>> BEGIN Source data

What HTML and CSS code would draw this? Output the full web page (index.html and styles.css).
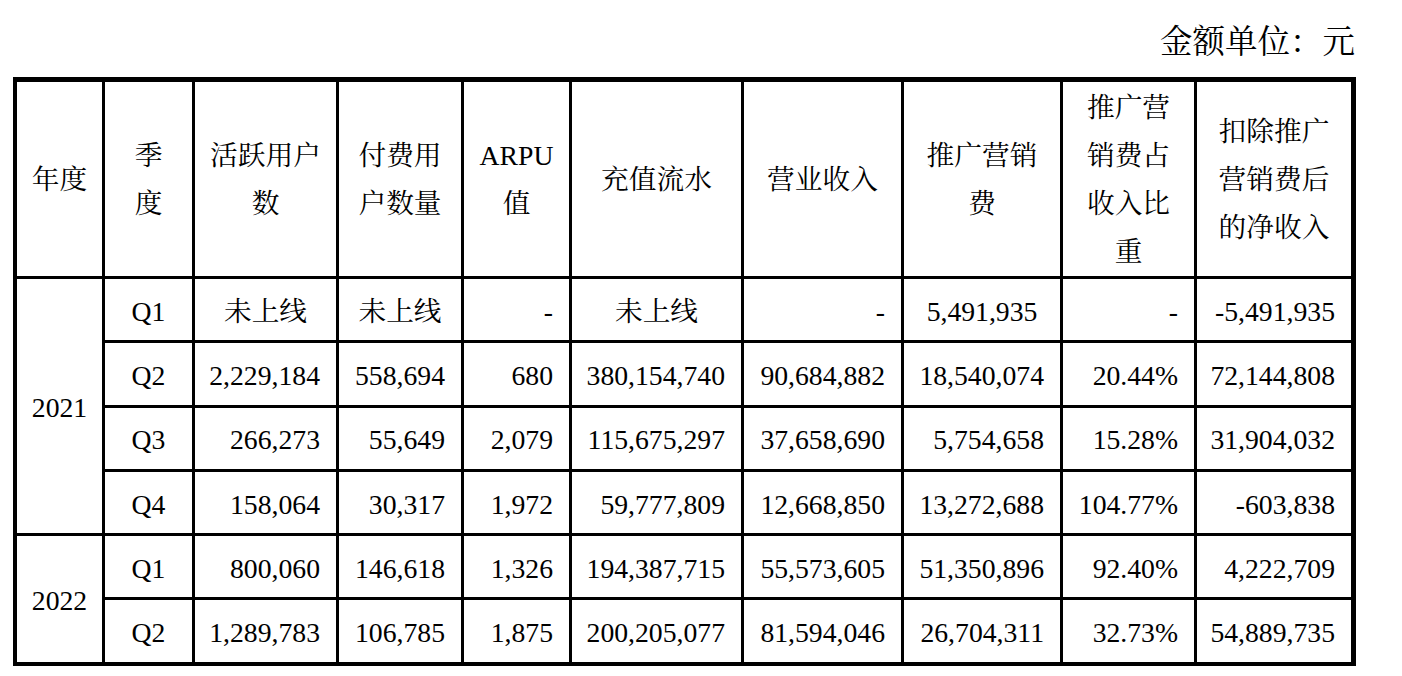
FILE: index.html
```html
<!DOCTYPE html>
<html lang="zh-CN">
<head>
<meta charset="utf-8">
<title>金额单位：元</title>
<link rel="stylesheet" href="styles.css">
</head>
<body>
<div class="page">
  <div class="unit">金额单位：元</div>
  <table class="tbl">
    <colgroup>
      <col class="w1"><col class="w2"><col class="w3"><col class="w4"><col class="w5">
      <col class="w6"><col class="w7"><col class="w8"><col class="w9"><col class="w10">
    </colgroup>
    <thead>
      <tr class="head">
        <th>年度</th>
        <th>季<br>度</th>
        <th>活跃用户<br>数</th>
        <th>付费用<br>户数量</th>
        <th>ARPU<br>值</th>
        <th>充值流水</th>
        <th>营业收入</th>
        <th>推广营销<br>费</th>
        <th>推广营<br>销费占<br>收入比<br>重</th>
        <th>扣除推广<br>营销费后<br>的净收入</th>
      </tr>
    </thead>
    <tbody>
      <tr>
        <td class="c" rowspan="4">2021</td>
        <td class="c">Q1</td>
        <td class="c">未上线</td>
        <td class="c">未上线</td>
        <td class="r">-</td>
        <td class="c">未上线</td>
        <td class="r">-</td>
        <td class="c">5,491,935</td>
        <td class="r">-</td>
        <td class="r">-5,491,935</td>
      </tr>
      <tr>
        <td class="c">Q2</td>
        <td class="r">2,229,184</td>
        <td class="r">558,694</td>
        <td class="r">680</td>
        <td class="r">380,154,740</td>
        <td class="r">90,684,882</td>
        <td class="r">18,540,074</td>
        <td class="r">20.44%</td>
        <td class="r">72,144,808</td>
      </tr>
      <tr>
        <td class="c">Q3</td>
        <td class="r">266,273</td>
        <td class="r">55,649</td>
        <td class="r">2,079</td>
        <td class="r">115,675,297</td>
        <td class="r">37,658,690</td>
        <td class="r">5,754,658</td>
        <td class="r">15.28%</td>
        <td class="r">31,904,032</td>
      </tr>
      <tr>
        <td class="c">Q4</td>
        <td class="r">158,064</td>
        <td class="r">30,317</td>
        <td class="r">1,972</td>
        <td class="r">59,777,809</td>
        <td class="r">12,668,850</td>
        <td class="r">13,272,688</td>
        <td class="r">104.77%</td>
        <td class="r">-603,838</td>
      </tr>
      <tr>
        <td class="c" rowspan="2">2022</td>
        <td class="c">Q1</td>
        <td class="r">800,060</td>
        <td class="r">146,618</td>
        <td class="r">1,326</td>
        <td class="r">194,387,715</td>
        <td class="r">55,573,605</td>
        <td class="r">51,350,896</td>
        <td class="r">92.40%</td>
        <td class="r">4,222,709</td>
      </tr>
      <tr>
        <td class="c">Q2</td>
        <td class="r">1,289,783</td>
        <td class="r">106,785</td>
        <td class="r">1,875</td>
        <td class="r">200,205,077</td>
        <td class="r">81,594,046</td>
        <td class="r">26,704,311</td>
        <td class="r">32.73%</td>
        <td class="r">54,889,735</td>
      </tr>
    </tbody>
  </table>
</div>
</body>
</html>
```

FILE: styles.css
```css
html, body {
  margin: 0;
  padding: 0;
  background: #fff;
}

.page {
  padding: 22px 0 0 13px;
  width: 1343px;
  font-family: "Liberation Serif", "Noto Serif CJK SC", "Noto Sans CJK SC", serif;
  color: #000;
}

.unit {
  text-align: right;
  font-size: 32.5px;
  line-height: 40px;
  height: 40px;
  padding-right: 1px;
  margin-bottom: 15px;
}

.tbl {
  border-collapse: collapse;
  table-layout: fixed;
  width: 1343px;
  border: 4px solid #000;
  border-top-width: 5px;
  border-right-width: 5px;
  font-size: 27.7px;
  line-height: 48px;
}

.w1 { width: 88.5px; }
.w2 { width: 90px; }
.w3 { width: 144px; }
.w4 { width: 125px; }
.w5 { width: 108px; }
.w6 { width: 172px; }
.w7 { width: 160px; }
.w8 { width: 159px; }
.w9 { width: 134px; }
.w10 { width: 158px; }

.tbl th,
.tbl td {
  border: 3px solid #000;
  padding: 4px 16px 0 0;
  vertical-align: middle;
  white-space: nowrap;
}

.tbl th {
  font-weight: normal;
  text-align: center;
  padding: 2px 0 0 0;
  height: 190.5px;
}

.tbl td {
  height: 57.3px;
}

.tbl td.c {
  text-align: center;
  padding-right: 0;
}

.tbl td.r {
  text-align: right;
}
```
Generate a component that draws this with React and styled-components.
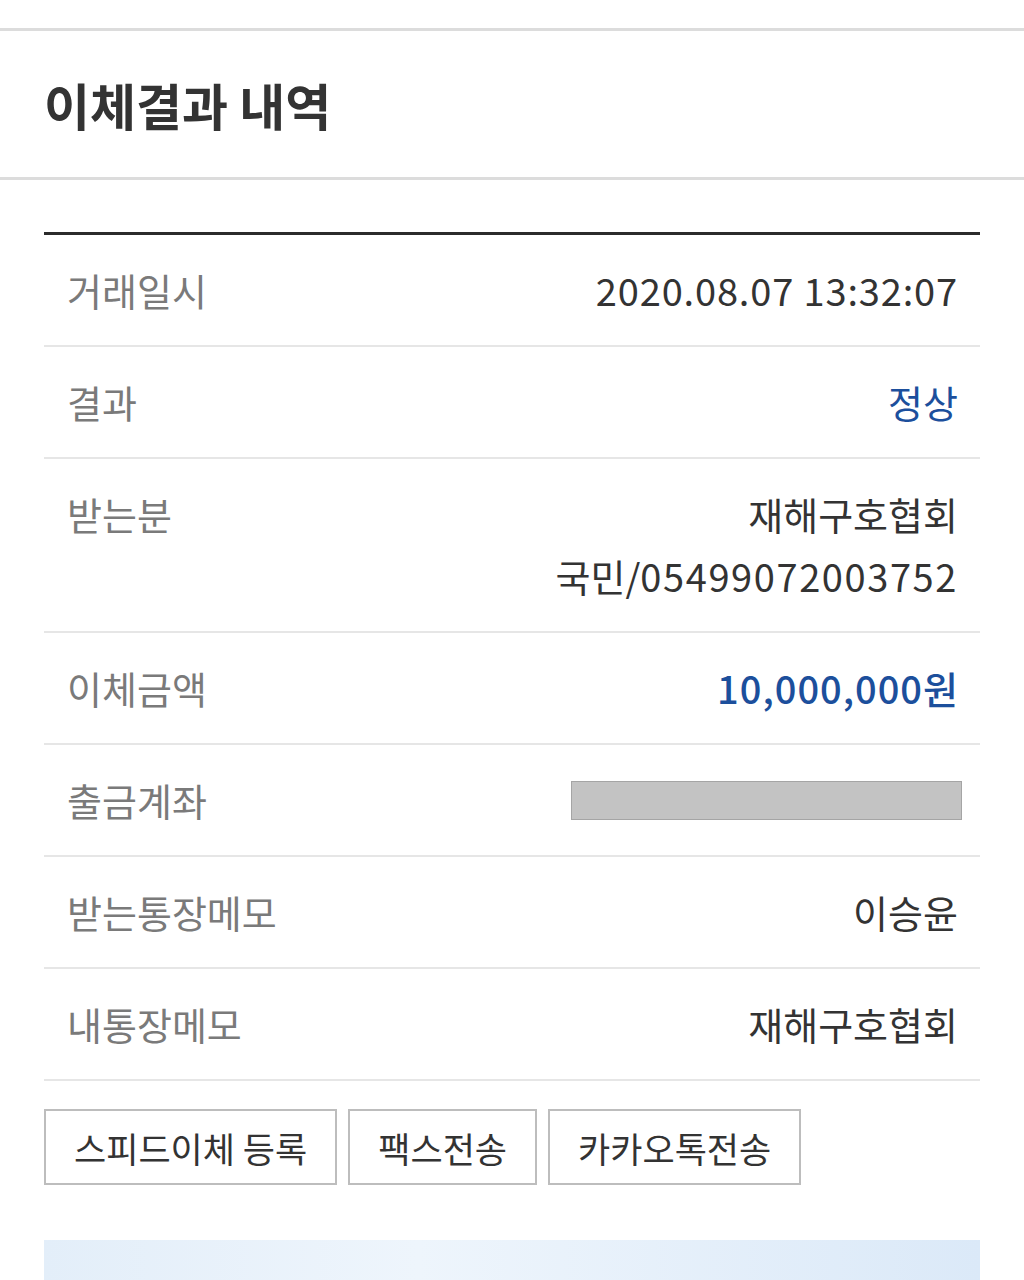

>> END Source data

• _Set exercise_
Copy the records above exactly, omitting every picture.

• _Task output_
What HTML and CSS code would draw this? Output the full web page (index.html and styles.css).
FILE: index.html
```html
<!DOCTYPE html>
<html lang="zh-CN">
<head>
<meta charset="utf-8">
<title>金额单位：元</title>
<link rel="stylesheet" href="styles.css">
</head>
<body>
<div class="page">
  <div class="unit">金额单位：元</div>
  <table class="tbl">
    <colgroup>
      <col class="w1"><col class="w2"><col class="w3"><col class="w4"><col class="w5">
      <col class="w6"><col class="w7"><col class="w8"><col class="w9"><col class="w10">
    </colgroup>
    <thead>
      <tr class="head">
        <th>年度</th>
        <th>季<br>度</th>
        <th>活跃用户<br>数</th>
        <th>付费用<br>户数量</th>
        <th>ARPU<br>值</th>
        <th>充值流水</th>
        <th>营业收入</th>
        <th>推广营销<br>费</th>
        <th>推广营<br>销费占<br>收入比<br>重</th>
        <th>扣除推广<br>营销费后<br>的净收入</th>
      </tr>
    </thead>
    <tbody>
      <tr>
        <td class="c" rowspan="4">2021</td>
        <td class="c">Q1</td>
        <td class="c">未上线</td>
        <td class="c">未上线</td>
        <td class="r">-</td>
        <td class="c">未上线</td>
        <td class="r">-</td>
        <td class="c">5,491,935</td>
        <td class="r">-</td>
        <td class="r">-5,491,935</td>
      </tr>
      <tr>
        <td class="c">Q2</td>
        <td class="r">2,229,184</td>
        <td class="r">558,694</td>
        <td class="r">680</td>
        <td class="r">380,154,740</td>
        <td class="r">90,684,882</td>
        <td class="r">18,540,074</td>
        <td class="r">20.44%</td>
        <td class="r">72,144,808</td>
      </tr>
      <tr>
        <td class="c">Q3</td>
        <td class="r">266,273</td>
        <td class="r">55,649</td>
        <td class="r">2,079</td>
        <td class="r">115,675,297</td>
        <td class="r">37,658,690</td>
        <td class="r">5,754,658</td>
        <td class="r">15.28%</td>
        <td class="r">31,904,032</td>
      </tr>
      <tr>
        <td class="c">Q4</td>
        <td class="r">158,064</td>
        <td class="r">30,317</td>
        <td class="r">1,972</td>
        <td class="r">59,777,809</td>
        <td class="r">12,668,850</td>
        <td class="r">13,272,688</td>
        <td class="r">104.77%</td>
        <td class="r">-603,838</td>
      </tr>
      <tr>
        <td class="c" rowspan="2">2022</td>
        <td class="c">Q1</td>
        <td class="r">800,060</td>
        <td class="r">146,618</td>
        <td class="r">1,326</td>
        <td class="r">194,387,715</td>
        <td class="r">55,573,605</td>
        <td class="r">51,350,896</td>
        <td class="r">92.40%</td>
        <td class="r">4,222,709</td>
      </tr>
      <tr>
        <td class="c">Q2</td>
        <td class="r">1,289,783</td>
        <td class="r">106,785</td>
        <td class="r">1,875</td>
        <td class="r">200,205,077</td>
        <td class="r">81,594,046</td>
        <td class="r">26,704,311</td>
        <td class="r">32.73%</td>
        <td class="r">54,889,735</td>
      </tr>
    </tbody>
  </table>
</div>
</body>
</html>
```

FILE: styles.css
```css
html, body {
  margin: 0;
  padding: 0;
  background: #fff;
}

.page {
  padding: 22px 0 0 13px;
  width: 1343px;
  font-family: "Liberation Serif", "Noto Serif CJK SC", "Noto Sans CJK SC", serif;
  color: #000;
}

.unit {
  text-align: right;
  font-size: 32.5px;
  line-height: 40px;
  height: 40px;
  padding-right: 1px;
  margin-bottom: 15px;
}

.tbl {
  border-collapse: collapse;
  table-layout: fixed;
  width: 1343px;
  border: 4px solid #000;
  border-top-width: 5px;
  border-right-width: 5px;
  font-size: 27.7px;
  line-height: 48px;
}

.w1 { width: 88.5px; }
.w2 { width: 90px; }
.w3 { width: 144px; }
.w4 { width: 125px; }
.w5 { width: 108px; }
.w6 { width: 172px; }
.w7 { width: 160px; }
.w8 { width: 159px; }
.w9 { width: 134px; }
.w10 { width: 158px; }

.tbl th,
.tbl td {
  border: 3px solid #000;
  padding: 4px 16px 0 0;
  vertical-align: middle;
  white-space: nowrap;
}

.tbl th {
  font-weight: normal;
  text-align: center;
  padding: 2px 0 0 0;
  height: 190.5px;
}

.tbl td {
  height: 57.3px;
}

.tbl td.c {
  text-align: center;
  padding-right: 0;
}

.tbl td.r {
  text-align: right;
}
```
Generate a component that draws this with React and styled-components.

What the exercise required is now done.